──────── DATASET CONTENT ────────
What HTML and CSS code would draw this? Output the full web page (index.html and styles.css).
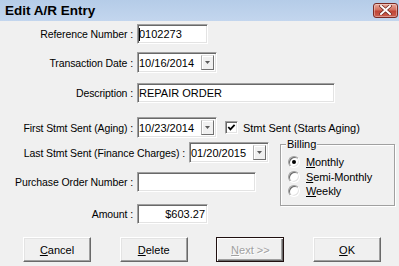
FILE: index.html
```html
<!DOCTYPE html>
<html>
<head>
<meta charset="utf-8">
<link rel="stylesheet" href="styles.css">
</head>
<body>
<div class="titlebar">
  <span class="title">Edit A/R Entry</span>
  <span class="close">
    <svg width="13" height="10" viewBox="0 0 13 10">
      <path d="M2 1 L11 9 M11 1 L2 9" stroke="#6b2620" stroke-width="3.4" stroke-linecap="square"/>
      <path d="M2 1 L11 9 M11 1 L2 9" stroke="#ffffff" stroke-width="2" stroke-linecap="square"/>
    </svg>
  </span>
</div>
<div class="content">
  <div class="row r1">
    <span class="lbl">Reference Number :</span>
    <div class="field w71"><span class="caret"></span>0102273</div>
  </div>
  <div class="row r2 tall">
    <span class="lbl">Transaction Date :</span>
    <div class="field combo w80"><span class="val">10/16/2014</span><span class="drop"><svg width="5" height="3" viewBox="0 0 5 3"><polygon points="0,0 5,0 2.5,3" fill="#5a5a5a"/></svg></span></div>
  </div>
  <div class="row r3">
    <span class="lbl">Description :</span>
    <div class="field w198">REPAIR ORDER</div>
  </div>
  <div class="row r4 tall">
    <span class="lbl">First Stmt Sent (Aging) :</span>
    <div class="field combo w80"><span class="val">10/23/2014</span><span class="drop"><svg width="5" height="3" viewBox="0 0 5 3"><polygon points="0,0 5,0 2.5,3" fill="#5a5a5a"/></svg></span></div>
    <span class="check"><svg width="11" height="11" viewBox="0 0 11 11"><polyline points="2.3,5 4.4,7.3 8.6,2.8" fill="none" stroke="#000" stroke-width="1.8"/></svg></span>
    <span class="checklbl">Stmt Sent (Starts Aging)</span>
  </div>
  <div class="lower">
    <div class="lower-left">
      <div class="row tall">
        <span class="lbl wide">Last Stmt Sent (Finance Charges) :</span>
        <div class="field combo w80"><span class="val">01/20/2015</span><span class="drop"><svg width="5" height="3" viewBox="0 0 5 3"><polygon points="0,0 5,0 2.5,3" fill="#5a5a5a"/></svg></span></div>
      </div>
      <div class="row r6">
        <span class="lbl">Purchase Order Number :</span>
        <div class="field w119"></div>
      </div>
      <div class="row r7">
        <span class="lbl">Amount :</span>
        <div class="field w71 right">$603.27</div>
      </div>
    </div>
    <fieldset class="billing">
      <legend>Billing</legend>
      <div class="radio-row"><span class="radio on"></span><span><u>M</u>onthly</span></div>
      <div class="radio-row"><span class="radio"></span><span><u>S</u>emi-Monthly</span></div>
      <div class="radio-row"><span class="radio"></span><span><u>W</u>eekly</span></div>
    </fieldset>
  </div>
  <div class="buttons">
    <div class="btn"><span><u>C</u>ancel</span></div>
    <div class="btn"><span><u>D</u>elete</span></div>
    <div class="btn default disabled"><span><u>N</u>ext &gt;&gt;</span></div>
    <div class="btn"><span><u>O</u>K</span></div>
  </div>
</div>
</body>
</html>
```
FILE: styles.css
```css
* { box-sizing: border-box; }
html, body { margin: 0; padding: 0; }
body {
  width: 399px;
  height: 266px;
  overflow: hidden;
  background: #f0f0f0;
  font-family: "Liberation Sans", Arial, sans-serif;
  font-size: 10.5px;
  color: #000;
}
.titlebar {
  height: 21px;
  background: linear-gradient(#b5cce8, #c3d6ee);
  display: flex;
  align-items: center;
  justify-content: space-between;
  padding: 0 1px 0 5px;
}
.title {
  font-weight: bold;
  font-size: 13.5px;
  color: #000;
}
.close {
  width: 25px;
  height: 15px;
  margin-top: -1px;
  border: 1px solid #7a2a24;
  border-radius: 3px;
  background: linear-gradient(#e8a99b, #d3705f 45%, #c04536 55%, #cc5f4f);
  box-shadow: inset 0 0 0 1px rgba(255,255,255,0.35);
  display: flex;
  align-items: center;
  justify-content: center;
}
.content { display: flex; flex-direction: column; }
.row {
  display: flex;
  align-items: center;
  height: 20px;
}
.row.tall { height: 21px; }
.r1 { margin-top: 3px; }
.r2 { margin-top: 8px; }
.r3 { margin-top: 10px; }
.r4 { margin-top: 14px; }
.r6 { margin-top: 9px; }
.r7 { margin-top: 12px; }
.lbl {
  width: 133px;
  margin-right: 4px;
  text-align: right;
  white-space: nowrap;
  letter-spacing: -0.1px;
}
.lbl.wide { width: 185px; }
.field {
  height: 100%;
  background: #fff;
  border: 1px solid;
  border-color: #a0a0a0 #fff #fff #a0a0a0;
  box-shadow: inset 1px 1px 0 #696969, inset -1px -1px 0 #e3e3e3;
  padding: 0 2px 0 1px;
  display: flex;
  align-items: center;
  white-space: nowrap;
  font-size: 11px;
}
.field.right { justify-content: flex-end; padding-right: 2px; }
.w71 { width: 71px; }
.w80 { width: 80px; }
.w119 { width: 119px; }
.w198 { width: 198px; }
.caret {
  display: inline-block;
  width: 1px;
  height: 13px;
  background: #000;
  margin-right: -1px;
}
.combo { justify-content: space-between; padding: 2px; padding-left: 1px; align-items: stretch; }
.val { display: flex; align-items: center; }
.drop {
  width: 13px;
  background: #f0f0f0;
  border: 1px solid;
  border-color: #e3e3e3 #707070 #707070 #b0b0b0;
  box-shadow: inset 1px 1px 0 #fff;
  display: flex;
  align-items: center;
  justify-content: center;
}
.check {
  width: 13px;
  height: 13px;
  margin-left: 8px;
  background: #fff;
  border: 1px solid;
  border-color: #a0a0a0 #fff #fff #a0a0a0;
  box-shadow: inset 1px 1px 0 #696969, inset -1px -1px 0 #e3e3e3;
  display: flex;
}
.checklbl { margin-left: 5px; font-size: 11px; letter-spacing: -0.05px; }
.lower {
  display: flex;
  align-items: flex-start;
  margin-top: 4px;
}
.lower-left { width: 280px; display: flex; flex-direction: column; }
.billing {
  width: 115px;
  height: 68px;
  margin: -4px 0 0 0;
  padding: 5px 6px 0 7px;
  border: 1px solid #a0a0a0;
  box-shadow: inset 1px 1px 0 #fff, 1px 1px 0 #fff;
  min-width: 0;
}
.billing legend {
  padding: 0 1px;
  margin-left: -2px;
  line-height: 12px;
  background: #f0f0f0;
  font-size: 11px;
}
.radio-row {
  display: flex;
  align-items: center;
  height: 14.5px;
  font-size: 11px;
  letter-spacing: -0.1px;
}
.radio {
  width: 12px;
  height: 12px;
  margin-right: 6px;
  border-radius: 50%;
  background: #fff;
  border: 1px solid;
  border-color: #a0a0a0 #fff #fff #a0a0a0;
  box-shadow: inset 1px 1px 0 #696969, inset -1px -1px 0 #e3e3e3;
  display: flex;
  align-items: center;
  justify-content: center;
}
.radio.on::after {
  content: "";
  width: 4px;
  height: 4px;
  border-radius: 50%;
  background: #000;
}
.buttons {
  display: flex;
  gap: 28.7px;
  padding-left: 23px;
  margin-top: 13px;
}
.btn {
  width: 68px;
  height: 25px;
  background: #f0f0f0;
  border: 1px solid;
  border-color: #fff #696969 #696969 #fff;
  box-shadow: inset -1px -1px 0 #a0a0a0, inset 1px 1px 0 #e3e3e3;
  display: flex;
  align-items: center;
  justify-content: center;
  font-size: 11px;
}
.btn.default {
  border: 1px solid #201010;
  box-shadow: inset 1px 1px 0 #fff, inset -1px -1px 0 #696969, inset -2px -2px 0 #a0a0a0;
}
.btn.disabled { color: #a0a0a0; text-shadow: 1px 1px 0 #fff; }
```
────────
### WHAT NEEDS TO BE DONE
Print each line of the material above exactly, with the pictures removed from your copy.

### IN RESPONSE
What HTML and CSS code would draw this? Output the full web page (index.html and styles.css).
FILE: index.html
```html
<!DOCTYPE html>
<html>
<head>
<meta charset="utf-8">
<link rel="stylesheet" href="styles.css">
</head>
<body>
<div class="titlebar">
  <span class="title">Edit A/R Entry</span>
  <span class="close">
    <svg width="13" height="10" viewBox="0 0 13 10">
      <path d="M2 1 L11 9 M11 1 L2 9" stroke="#6b2620" stroke-width="3.4" stroke-linecap="square"/>
      <path d="M2 1 L11 9 M11 1 L2 9" stroke="#ffffff" stroke-width="2" stroke-linecap="square"/>
    </svg>
  </span>
</div>
<div class="content">
  <div class="row r1">
    <span class="lbl">Reference Number :</span>
    <div class="field w71"><span class="caret"></span>0102273</div>
  </div>
  <div class="row r2 tall">
    <span class="lbl">Transaction Date :</span>
    <div class="field combo w80"><span class="val">10/16/2014</span><span class="drop"><svg width="5" height="3" viewBox="0 0 5 3"><polygon points="0,0 5,0 2.5,3" fill="#5a5a5a"/></svg></span></div>
  </div>
  <div class="row r3">
    <span class="lbl">Description :</span>
    <div class="field w198">REPAIR ORDER</div>
  </div>
  <div class="row r4 tall">
    <span class="lbl">First Stmt Sent (Aging) :</span>
    <div class="field combo w80"><span class="val">10/23/2014</span><span class="drop"><svg width="5" height="3" viewBox="0 0 5 3"><polygon points="0,0 5,0 2.5,3" fill="#5a5a5a"/></svg></span></div>
    <span class="check"><svg width="11" height="11" viewBox="0 0 11 11"><polyline points="2.3,5 4.4,7.3 8.6,2.8" fill="none" stroke="#000" stroke-width="1.8"/></svg></span>
    <span class="checklbl">Stmt Sent (Starts Aging)</span>
  </div>
  <div class="lower">
    <div class="lower-left">
      <div class="row tall">
        <span class="lbl wide">Last Stmt Sent (Finance Charges) :</span>
        <div class="field combo w80"><span class="val">01/20/2015</span><span class="drop"><svg width="5" height="3" viewBox="0 0 5 3"><polygon points="0,0 5,0 2.5,3" fill="#5a5a5a"/></svg></span></div>
      </div>
      <div class="row r6">
        <span class="lbl">Purchase Order Number :</span>
        <div class="field w119"></div>
      </div>
      <div class="row r7">
        <span class="lbl">Amount :</span>
        <div class="field w71 right">$603.27</div>
      </div>
    </div>
    <fieldset class="billing">
      <legend>Billing</legend>
      <div class="radio-row"><span class="radio on"></span><span><u>M</u>onthly</span></div>
      <div class="radio-row"><span class="radio"></span><span><u>S</u>emi-Monthly</span></div>
      <div class="radio-row"><span class="radio"></span><span><u>W</u>eekly</span></div>
    </fieldset>
  </div>
  <div class="buttons">
    <div class="btn"><span><u>C</u>ancel</span></div>
    <div class="btn"><span><u>D</u>elete</span></div>
    <div class="btn default disabled"><span><u>N</u>ext &gt;&gt;</span></div>
    <div class="btn"><span><u>O</u>K</span></div>
  </div>
</div>
</body>
</html>
```
FILE: styles.css
```css
* { box-sizing: border-box; }
html, body { margin: 0; padding: 0; }
body {
  width: 399px;
  height: 266px;
  overflow: hidden;
  background: #f0f0f0;
  font-family: "Liberation Sans", Arial, sans-serif;
  font-size: 10.5px;
  color: #000;
}
.titlebar {
  height: 21px;
  background: linear-gradient(#b5cce8, #c3d6ee);
  display: flex;
  align-items: center;
  justify-content: space-between;
  padding: 0 1px 0 5px;
}
.title {
  font-weight: bold;
  font-size: 13.5px;
  color: #000;
}
.close {
  width: 25px;
  height: 15px;
  margin-top: -1px;
  border: 1px solid #7a2a24;
  border-radius: 3px;
  background: linear-gradient(#e8a99b, #d3705f 45%, #c04536 55%, #cc5f4f);
  box-shadow: inset 0 0 0 1px rgba(255,255,255,0.35);
  display: flex;
  align-items: center;
  justify-content: center;
}
.content { display: flex; flex-direction: column; }
.row {
  display: flex;
  align-items: center;
  height: 20px;
}
.row.tall { height: 21px; }
.r1 { margin-top: 3px; }
.r2 { margin-top: 8px; }
.r3 { margin-top: 10px; }
.r4 { margin-top: 14px; }
.r6 { margin-top: 9px; }
.r7 { margin-top: 12px; }
.lbl {
  width: 133px;
  margin-right: 4px;
  text-align: right;
  white-space: nowrap;
  letter-spacing: -0.1px;
}
.lbl.wide { width: 185px; }
.field {
  height: 100%;
  background: #fff;
  border: 1px solid;
  border-color: #a0a0a0 #fff #fff #a0a0a0;
  box-shadow: inset 1px 1px 0 #696969, inset -1px -1px 0 #e3e3e3;
  padding: 0 2px 0 1px;
  display: flex;
  align-items: center;
  white-space: nowrap;
  font-size: 11px;
}
.field.right { justify-content: flex-end; padding-right: 2px; }
.w71 { width: 71px; }
.w80 { width: 80px; }
.w119 { width: 119px; }
.w198 { width: 198px; }
.caret {
  display: inline-block;
  width: 1px;
  height: 13px;
  background: #000;
  margin-right: -1px;
}
.combo { justify-content: space-between; padding: 2px; padding-left: 1px; align-items: stretch; }
.val { display: flex; align-items: center; }
.drop {
  width: 13px;
  background: #f0f0f0;
  border: 1px solid;
  border-color: #e3e3e3 #707070 #707070 #b0b0b0;
  box-shadow: inset 1px 1px 0 #fff;
  display: flex;
  align-items: center;
  justify-content: center;
}
.check {
  width: 13px;
  height: 13px;
  margin-left: 8px;
  background: #fff;
  border: 1px solid;
  border-color: #a0a0a0 #fff #fff #a0a0a0;
  box-shadow: inset 1px 1px 0 #696969, inset -1px -1px 0 #e3e3e3;
  display: flex;
}
.checklbl { margin-left: 5px; font-size: 11px; letter-spacing: -0.05px; }
.lower {
  display: flex;
  align-items: flex-start;
  margin-top: 4px;
}
.lower-left { width: 280px; display: flex; flex-direction: column; }
.billing {
  width: 115px;
  height: 68px;
  margin: -4px 0 0 0;
  padding: 5px 6px 0 7px;
  border: 1px solid #a0a0a0;
  box-shadow: inset 1px 1px 0 #fff, 1px 1px 0 #fff;
  min-width: 0;
}
.billing legend {
  padding: 0 1px;
  margin-left: -2px;
  line-height: 12px;
  background: #f0f0f0;
  font-size: 11px;
}
.radio-row {
  display: flex;
  align-items: center;
  height: 14.5px;
  font-size: 11px;
  letter-spacing: -0.1px;
}
.radio {
  width: 12px;
  height: 12px;
  margin-right: 6px;
  border-radius: 50%;
  background: #fff;
  border: 1px solid;
  border-color: #a0a0a0 #fff #fff #a0a0a0;
  box-shadow: inset 1px 1px 0 #696969, inset -1px -1px 0 #e3e3e3;
  display: flex;
  align-items: center;
  justify-content: center;
}
.radio.on::after {
  content: "";
  width: 4px;
  height: 4px;
  border-radius: 50%;
  background: #000;
}
.buttons {
  display: flex;
  gap: 28.7px;
  padding-left: 23px;
  margin-top: 13px;
}
.btn {
  width: 68px;
  height: 25px;
  background: #f0f0f0;
  border: 1px solid;
  border-color: #fff #696969 #696969 #fff;
  box-shadow: inset -1px -1px 0 #a0a0a0, inset 1px 1px 0 #e3e3e3;
  display: flex;
  align-items: center;
  justify-content: center;
  font-size: 11px;
}
.btn.default {
  border: 1px solid #201010;
  box-shadow: inset 1px 1px 0 #fff, inset -1px -1px 0 #696969, inset -2px -2px 0 #a0a0a0;
}
.btn.disabled { color: #a0a0a0; text-shadow: 1px 1px 0 #fff; }
```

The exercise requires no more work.